Peut-on acheter une histoire d'amour avec 733 millions de dollars ?

« Les résultats sont mitigés » avouera-t-il. Qu'espérait-on ? « Réchauffer la flamme patriotique », selon la poésie éculée des décolonisations. Curieuse métaphore à l'ère des immolations. Le constat de Ould Kablia est vrai mais son analyse est myope, comme celle des gens qui ne comprennent pas comment le monde ne tourne pas autour d'eux. Aux jeunes, il est presque reproché de ne pas connaître Amirouche ou Larbi Ben M'hidi, « malgré les dépenses d'argent ». Vision, encore et toujours alimentaire de l'histoire nationale : il est supposé que plus on dépense pour une histoire d'amour, plus on est aimé et plus elle est connue et reconnue. Et on sait tous que l'amour ne fonctionne pas avec l'argent mais avec le charme, la bonté, le partage et les mystérieuses affinités. Avec l'argent, on achète autre chose. Il est aussi supposé que le régime raconte la bonne version de l'histoire et que donc c'est la faute aux jeunes s'ils ne s'y intéressent pas.
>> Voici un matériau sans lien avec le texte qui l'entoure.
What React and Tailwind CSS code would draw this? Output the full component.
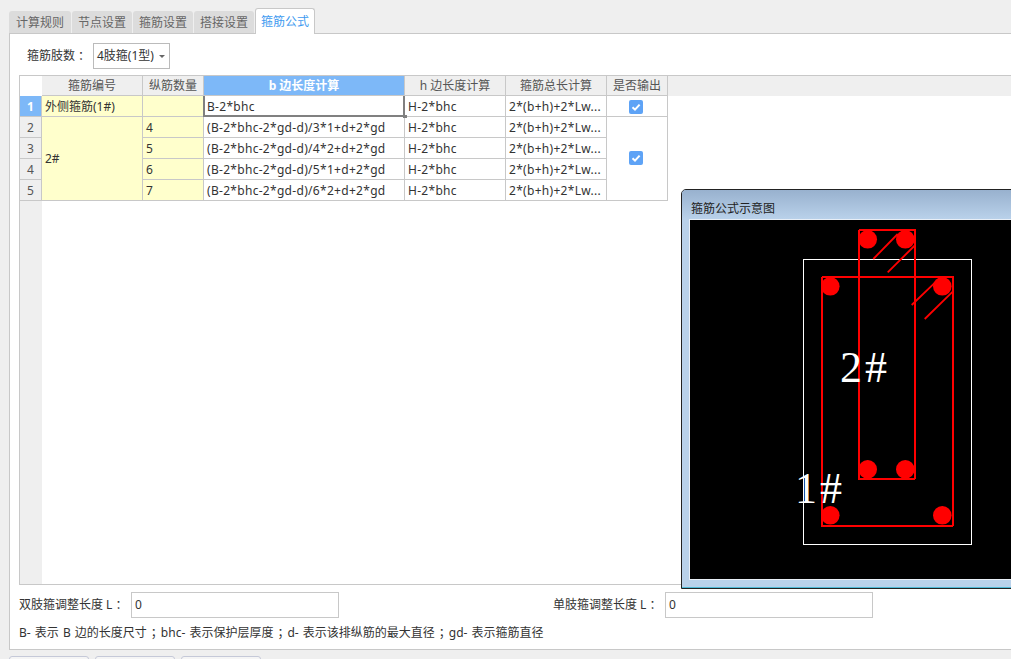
const cell = "border-r border-b border-[#c8c8c8] flex items-center overflow-hidden whitespace-nowrap pt-px";
const num = `${cell} bg-[#efefef] justify-center text-[#555]`;
const head = `${cell} bg-[#efefef] justify-center text-[#555]`;
const headActive = `${cell} bg-[#7db8f8] justify-center text-white font-bold`;
const txt = `${cell} bg-white pl-[3px] text-[#333] tracking-[0.3px]`;
const yel = `${cell} bg-[#ffffcc] pl-[3px] text-[#333]`;
const punct = "font-['Noto_Sans_CJK_TC']";

function Check() {
  return (
    <span className="w-[14px] h-[14px] rounded-[2px] bg-[#5ea3f6] flex items-center justify-center">
      <svg width="10" height="10" viewBox="0 0 10 10" fill="none">
        <path d="M1.5 5.2 L4 7.6 L8.6 2.6" stroke="#fff" strokeWidth="2" />
      </svg>
    </span>
  );
}

function Tab({ w, active, children }) {
  return (
    <div
      className={
        active
          ? `${w} h-[26px] -mb-px bg-white border border-b-0 border-[#c8c8c8] rounded-t-[3px] text-[#3f9bf0] flex items-center justify-center relative`
          : `${w} h-[22px] bg-[#dcdcdc] rounded-t-[3px] text-[#666] flex items-center justify-center pt-px`
      }
    >
      {children}
    </div>
  );
}

const rows = [
  ["2", "4", "(B-2*bhc-2*gd-d)/3*1+d+2*gd"],
  ["3", "5", "(B-2*bhc-2*gd-d)/4*2+d+2*gd"],
  ["4", "6", "(B-2*bhc-2*gd-d)/5*1+d+2*gd"],
  ["5", "7", "(B-2*bhc-2*gd-d)/6*2+d+2*gd"],
];

function Diagram() {
  return (
    <svg width="321" height="360" viewBox="690 220 321 360" className="block">
      <rect x="803.5" y="259.5" width="168" height="285" fill="none" stroke="#fff" strokeWidth="1" shapeRendering="crispEdges" />
      <g fill="none" stroke="#f00" strokeWidth="2">
        <rect x="822" y="277" width="131" height="249" rx="1" shapeRendering="crispEdges" />
        <rect x="859" y="230" width="56" height="249" rx="1" shapeRendering="crispEdges" />
        <path strokeWidth="1.8" d="M873.3 259 L897.7 234 M887.7 272.3 L915.3 245 M911.7 305 L936 281.7 M924.7 319 L952.7 291.7" />
      </g>
      <g fill="#f00">
        <circle cx="867.7" cy="239.3" r="9.3" />
        <circle cx="905.3" cy="239.3" r="9.3" />
        <circle cx="830.3" cy="286.3" r="9.3" />
        <circle cx="942.3" cy="286.3" r="9.3" />
        <circle cx="867.7" cy="469.3" r="9.3" />
        <circle cx="905.3" cy="469.3" r="9.3" />
        <circle cx="830.3" cy="515.3" r="9.3" />
        <circle cx="942.3" cy="515.3" r="9.3" />
      </g>
      <g fill="#fff" fontFamily="'Liberation Serif', serif" fontSize="44">
        <text x="840" y="382" letterSpacing="3">2#</text>
        <text x="795" y="503" letterSpacing="3">1#</text>
      </g>
    </svg>
  );
}

export default function App() {
  return (
    <div className="relative w-[1011px] h-[659px] overflow-hidden bg-[#efefef] text-[12px] leading-none text-[#333] font-['Noto_Sans','Noto_Sans_CJK_SC',sans-serif]">
      {/* tabs */}
      <div className="h-[33px] pl-[9px] flex items-end gap-px">
        <Tab w="w-[62px]">计算规则</Tab>
        <Tab w="w-[60px]">节点设置</Tab>
        <Tab w="w-[60px]">箍筋设置</Tab>
        <Tab w="w-[60px]">搭接设置</Tab>
        <Tab w="w-[60px]" active>箍筋公式</Tab>
      </div>

      {/* panel */}
      <div className="ml-[9px] w-[1010px] h-[617px] bg-white border border-[#c8c8c8]">
        <div className="h-[41px] pt-[9px] pl-[17px] flex items-start">
          <span className="w-[66px] h-[26px] flex items-center text-[#333]">箍筋肢数<span className={punct}>：</span></span>
          <div className="w-[77px] h-[26px] border border-[#bbb] flex items-center pl-[3px] gap-[5px]">
            <span>4肢箍(1型)</span>
            <span className="w-0 h-0 border-x-[3px] border-x-transparent border-t-[3px] border-t-[#666]" />
          </div>
        </div>

        {/* table */}
        <div className="relative ml-[9px] w-[1000px] h-[510px] border border-[#c8c8c8] bg-[linear-gradient(to_right,#efefef_22px,#fff_22px)]">
          <div className="bg-[#efefef] h-[20px]">
            <div className="w-[648px] grid grid-cols-[22px_101px_61px_201px_101px_101px_61px] grid-rows-[20px_21px_21px_21px_21px_21px]">
              <div className="bg-white" />
              <div className={head}>箍筋编号</div>
              <div className={head}>纵筋数量</div>
              <div className={headActive}>b 边长度计算</div>
              <div className={head}>h 边长度计算</div>
              <div className={head}>箍筋总长计算</div>
              <div className={head}>是否输出</div>

              <div className={headActive}>1</div>
              <div className={yel}>外侧箍筋(1#)</div>
              <div className={yel} />
              <div className={txt}>B-2*bhc</div>
              <div className={txt}>H-2*bhc</div>
              <div className={txt}>2*(b+h)+2*Lw...</div>
              <div className={`${cell} bg-white justify-center pr-[2px]`}><Check /></div>

              {rows.map(([n, c, f], i) => (
                <div key={n} className="contents">
                  <div className={num}>{n}</div>
                  {i === 0 && <div className={`${yel} row-span-4`}>2#</div>}
                  <div className={yel}>{c}</div>
                  <div className={txt}>{f}</div>
                  <div className={txt}>H-2*bhc</div>
                  <div className={txt}>2*(b+h)+2*Lw...</div>
                  {i === 0 && <div className={`${cell} row-span-4 bg-white justify-center pr-[2px] pb-[3px]`}><Check /></div>}
                </div>
              ))}
            </div>
          </div>
          {/* selected cell frame */}
          <div className="absolute left-[183px] top-[20px] w-[202px] h-[21px] border-x-2 border-b-2 border-[#808080]" />
          <div className="absolute left-[383px] top-[39px] w-[4px] h-[3px] bg-[#808080]" />
        </div>

        {/* inputs */}
        <div className="h-[33px] pt-[7px] pl-[9px] flex items-start">
          <span className="w-[112px] h-[26px] flex items-center">双肢箍调整长度 L<span className={punct}>：</span></span>
          <div className="w-[208px] h-[26px] border border-[#c8c8c8] flex items-center pl-[3px]">0</div>
          <span className="ml-[214px] w-[112px] h-[26px] flex items-center">单肢箍调整长度 L<span className={punct}>：</span></span>
          <div className="w-[208px] h-[26px] border border-[#c8c8c8] flex items-center pl-[3px]">0</div>
        </div>
        <div className="pl-[9px] h-[30px] flex items-center whitespace-pre [word-spacing:1px]">
          B- 表示 B 边的长度尺寸<span className={`${punct} mx-px`}>；</span>bhc- 表示保护层厚度<span className={`${punct} mx-px`}>；</span>d- 表示该排纵筋的最大直径<span className={`${punct} mx-px`}>；</span>gd- 表示箍筋直径
        </div>
      </div>

      {/* bottom buttons */}
      <div className="mt-[6px] ml-[9px] flex gap-[6px]">
        <div className="w-[80px] h-[10px] bg-[#f5f5f5] border border-[#c5c9d8] rounded-t-[3px]" />
        <div className="w-[80px] h-[10px] bg-[#f5f5f5] border border-[#c5c9d8] rounded-t-[3px]" />
        <div className="w-[80px] h-[10px] bg-[#f5f5f5] border border-[#c5c9d8] rounded-t-[3px]" />
      </div>

      {/* floating window */}
      <div className="absolute left-[681px] top-[189px] w-[340px] h-[400px] bg-[#b9d1ea] border border-[#222] rounded-tl-[5px] overflow-hidden">
        <div className="h-[29px] pl-[9px] pt-[8px] flex items-center text-[#222] bg-[linear-gradient(to_bottom,#98b1ce,#b9d1ea)]">
          箍筋公式示意图
        </div>
        <div className="ml-[7px] w-[330px] h-[361px] bg-black border-l border-t border-b border-[#e8eef6]">
          <Diagram />
        </div>
        <div className="mt-[7px] h-px bg-[#4fb8d4]" />
      </div>
    </div>
  );
}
A Ould Kablia qui s'étonne que le pays tourne le dos à sa mémoire, il faut poser la question avec l'esprit d'un touriste en terre étrangère : où trouver l'histoire nationale ? Dans les livres ? Elle n'y est pas. Les manuels scolaires algériens sont tristes, mal dessinés, menteurs, simplistes et expédient l'histoire algérienne en trois pages et l'histoire du FLN en cinq volumes. Dans les rues ? On peine à reconnaitre un héros d'une rue et ni le facteur de la poste, ni les passants ne se retrouvent dans ce labyrinthe de noms et de dénis, de chiffres et de morts. Dans la télévision ? Il faut en rire et en pleurer du niveau de l'ENTV, de ses sous productions, sa servilité envers le régime et sa culture de larbin institutionnel. Un niveau de semelle pour Corée du Nord « arabe». Chez des témoins ? Ils se « mangent » entre eux, mentent comme des arracheurs de dents du Moyen-âge, se trahissent pendant et après le départ de la France et se tirent encore dans le dos et se disputent le butin comme des « chartriers ». On a plus d'anciens moudjahidine qu'en 62, ils n'écrivent rien ou si mal ou en abattant les avions de la France avec la langue et l'index. Sur les pièces de monnaie et les billets de banque ? L'euro vaut mieux. Dans les libraires qui disparaissent ou dans la machine bête et méchante de Benbouzid, le collègue et son école ? Où trouver l'histoire nationale M. Ould Kablia ? Nulle part. Pendant deux décennies d'école, je n'ai trouvé cette histoire nationale nulle part M. Ould Kablia !
Du coup, on a pensé à la faire « vendre » à coups de millions de dollars et de pub, dans les journaux français. Mais il se trouve que là aussi on s'est trompé de cible et de moyens et de méthodes : on a « vendu » du Bouteflika, sa vie, son œuvre, son burnous et ses réalisations. « Prenez dans la rue dix personnes, posez-leur la question, vous constaterez que neuf d'entre elles ne connaissent ni Benboulaïd, ni Si El-Haouès, ni Amirouche », a dit Ould Kablia. Exact, surtout si on dépense 50 ans à monter sur leur dos et leurs tombes pour voir plus loin. Le constat de Ould Kablia est vrai mais il se trompe de générations : il reproche aux jeunes ce qu'il devrait reprocher aux siens et à ceux de sa génération. On ne peut pas transmettre la flamme patriotique quand on a tout fait pour l'éteindre. Et l'amour ne s'achète pas, mais se mérite.